Animal viruses and human tumours
Humans can contract cancer through infection with viruses from animals. Specialists from the Blokhin Russian Oncological Research Centre RAMS have spent 15 years studying viruses in mammals that are oncogenic for humans.
House mice and monkeys can be the source of infection. The SV40 green monkey virus was detected in 40-70% of the mesotheliomas in residents of the USA and Western Europe. The SRV group of monkey retroviruses and antibodies to them are found in patients with cancer of the larynx and in children aged 3-14 with various forms of lymphomas. Almost a half of the residents of Guinea-Bissau are infected with SRV viruses, yet they suffer no illness. Clearly humans can easily become infected with the monkey virus through direct contact with the creatures, but Europeans and Americans rarely encounter monkeys. It is most likely that the reason for their infection lies in vaccination. In the period 1957-1963, during the poliomyelitis pandemic, up to 100 million people, mostly children, were administered a vaccine based on a weakened virus, cultivated on a culture of the kidney of green monkeys.

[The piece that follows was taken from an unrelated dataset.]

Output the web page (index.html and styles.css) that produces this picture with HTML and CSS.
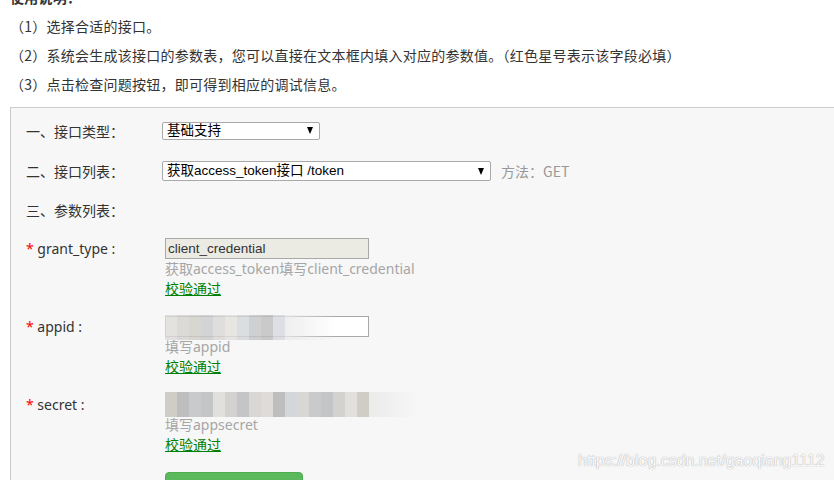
FILE: index.html
```html
<!DOCTYPE html>
<html lang="zh-CN">
<head>
<meta charset="utf-8">
<link rel="stylesheet" href="styles.css">
</head>
<body>
<div class="page">
  <div class="intro">
    <p class="intro-title">使用说明：</p>
    <p>（1）选择合适的接口。</p>
    <p>（2）系统会生成该接口的参数表，您可以直接在文本框内填入对应的参数值。（红色星号表示该字段必填）</p>
    <p>（3）点击检查问题按钮，即可得到相应的调试信息。</p>
  </div>

  <div class="panel">
    <div class="row row-1">
      <div class="label">一、接口类型：</div>
      <div class="select select-short"><span class="select-text">基础支持</span><span class="caret"></span></div>
    </div>
    <div class="row row-2">
      <div class="label">二、接口列表：</div>
      <div class="select select-long"><span class="select-text">获取access_token接口 /token</span><span class="caret"></span></div>
      <span class="method">方法：GET</span>
    </div>
    <div class="row row-3">
      <div class="label">三、参数列表：</div>
    </div>

    <div class="param">
      <div class="plabel"><span class="star">*</span> grant_type :</div>
      <div class="pctl">
        <div class="input input-readonly">client_credential</div>
        <div class="hint">获取access_token填写client_credential</div>
        <div class="ok">校验通过</div>
      </div>
    </div>

    <div class="param">
      <div class="plabel"><span class="star">*</span> appid :</div>
      <div class="pctl">
        <div class="input input-blur">
          <div class="mosaic mosaic-a">
            <i class="m1"></i><i class="m2"></i><i class="m3"></i><i class="m4"></i><i class="m5"></i><i class="m6"></i><i class="m7"></i><i class="m8"></i><i class="m9"></i><i class="m10"></i><i class="fade"></i>
          </div>
        </div>
        <div class="hint">填写appid</div>
        <div class="ok">校验通过</div>
      </div>
    </div>

    <div class="param">
      <div class="plabel"><span class="star">*</span> secret :</div>
      <div class="pctl">
        <div class="input input-blur">
          <div class="mosaic mosaic-b">
            <i class="m3"></i><i class="m9"></i><i class="m4"></i><i class="m8"></i><i class="m6"></i><i class="m2"></i><i class="m8"></i><i class="m5"></i><i class="m1"></i><i class="m9"></i><i class="m7"></i><i class="m5"></i><i class="m4"></i><i class="m8"></i><i class="m2"></i><i class="m6"></i><i class="m3"></i><i class="fade"></i>
          </div>
        </div>
        <div class="hint">填写appsecret</div>
        <div class="ok">校验通过</div>
      </div>
    </div>

    <div class="actions">
      <button class="btn">检查问题</button>
    </div>
  </div>

  <div class="watermark">https://blog.csdn.net/gaoqiang1112</div>
</div>
</body>
</html>
```

FILE: styles.css
```css
html, body {
  margin: 0;
  padding: 0;
  background: #fff;
  overflow: hidden;
}

body {
  font-family: "Noto Sans", "Noto Sans CJK SC", sans-serif;
  font-size: 14px;
  color: #333;
}

.page {
  position: relative;
  width: 834px;
  height: 480px;
  overflow: hidden;
}

.intro {
  padding-left: 10px;
  margin-top: -17px;
}

.intro p {
  margin: 0;
  line-height: 29px;
  font-family: "Noto Sans CJK SC", sans-serif;
  font-size: 14px;
  letter-spacing: 0.25px;
  color: #333;
  white-space: nowrap;
}

.intro .intro-title {
  font-weight: bold;
}

.panel {
  margin: 8px 0 0 10px;
  width: 900px;
  border: 1px solid #ccc;
  border-right: none;
  background: #f7f7f7;
  padding: 13px 0 40px 15px;
  display: flex;
  flex-direction: column;
}

.row {
  display: flex;
  align-items: center;
}

.row-1 { height: 19px; }
.row-2 { height: 20px; margin-top: 21px; }
.row-3 { height: 20px; margin-top: 19px; }

.label {
  width: 136px;
  flex: none;
  font-family: "Noto Sans CJK SC", sans-serif;
  font-size: 14px;
  line-height: 20px;
  color: #333;
}

.select {
  box-sizing: border-box;
  display: flex;
  align-items: center;
  justify-content: space-between;
  background: #fff;
  border: 1px solid #a9a9a9;
  border-radius: 2px;
  padding: 0 6px 0 4px;
  overflow: hidden;
}

.select-short { width: 158px; height: 18px; }
.select-long { width: 329px; height: 20px; }

.select-text {
  font-family: "Liberation Sans", "Noto Sans CJK SC", sans-serif;
  font-size: 13.5px;
  line-height: 16px;
  color: #000;
  white-space: nowrap;
}

.caret {
  width: 0;
  height: 0;
  border-left: 3.5px solid transparent;
  border-right: 3.5px solid transparent;
  border-top: 7px solid #000;
  flex: none;
}

.method {
  margin-left: 10px;
  font-family: "Noto Sans CJK SC", sans-serif;
  font-size: 14px;
  color: #999;
}

.param {
  display: flex;
  margin-top: 18px;
}

.plabel {
  width: 139px;
  flex: none;
  font-family: "Noto Sans", "Noto Sans CJK SC", sans-serif;
  font-size: 14px;
  line-height: 21px;
  color: #333;
}

.star {
  color: #f00;
}

.pctl {
  display: flex;
  flex-direction: column;
  align-items: flex-start;
}

.input {
  box-sizing: border-box;
  width: 204px;
  height: 21px;
  border: 1px solid #a9a9a9;
  background: #fff;
  font-family: "Liberation Sans", sans-serif;
  font-size: 13.5px;
  line-height: 19px;
  padding-left: 2px;
  color: #333;
  position: relative;
}

.input-readonly {
  background: #ebebe4;
}

.hint {
  font-family: "Noto Sans", "Noto Sans CJK SC", sans-serif;
  font-size: 14px;
  line-height: 20px;
  color: #a6a6a6;
  white-space: nowrap;
}

.ok {
  font-family: "Noto Sans CJK SC", sans-serif;
  font-size: 14px;
  line-height: 19px;
  color: #008000;
  text-decoration: underline;
  text-underline-offset: 1px;
}

.mosaic {
  position: absolute;
  left: -1px;
  display: flex;
}

.mosaic i {
  display: block;
  width: 12px;
  height: 100%;
}

.mosaic-a {
  top: -2px;
  height: 25px;
  opacity: 0.8;
}

.mosaic-a i { height: 25px; }

.mosaic-b {
  top: -3px;
  height: 25px;
}

.mosaic-b i { height: 25px; }

.mosaic .m1 { background: #dedbd8; }
.mosaic .m2 { background: #d4d2d0; }
.mosaic .m3 { background: #cfcdc6; }
.mosaic .m4 { background: #c9cacb; }
.mosaic .m5 { background: #d8d7d4; }
.mosaic .m6 { background: #e2e0dd; }
.mosaic .m7 { background: #d3d6da; }
.mosaic .m8 { background: #c4c5c6; }
.mosaic .m9 { background: #bebebe; }
.mosaic .m10 { background: #d6d8de; }

.mosaic .fade {
  width: 50px;
  background: linear-gradient(to right, #ecebeb, rgba(245, 245, 245, 0));
}

.actions {
  margin-top: 18px;
  padding-left: 139px;
}

.btn {
  width: 138px;
  height: 34px;
  background: #5cb85c;
  border: 1px solid #4cae4c;
  border-radius: 4px;
  color: #fff;
  font-family: "Noto Sans CJK SC", sans-serif;
  font-size: 14px;
}

.watermark {
  position: absolute;
  left: 578px;
  top: 452px;
  font-family: "Liberation Sans", sans-serif;
  font-size: 16px;
  color: #fafafa;
  text-shadow: 0 0 1px #a8a8a8, 0 0 1px #c8c8c8;
  white-space: nowrap;
}
```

The cells were polluted with many outside viruses, including SV40 and SRV. It is not by chance that in those countries that stopped the application of this vaccine (in Sweden for example), the frequency of SV40 cases fell by a factor of 10. Different versions of SRV continue to circulate without symptoms in the human population and they sometimes bring about lymphomas in children of those parents who were administered the polluted vaccine 45-50 years ago. The researchers assume that it is humans with a weakened immune system that come down with cancer.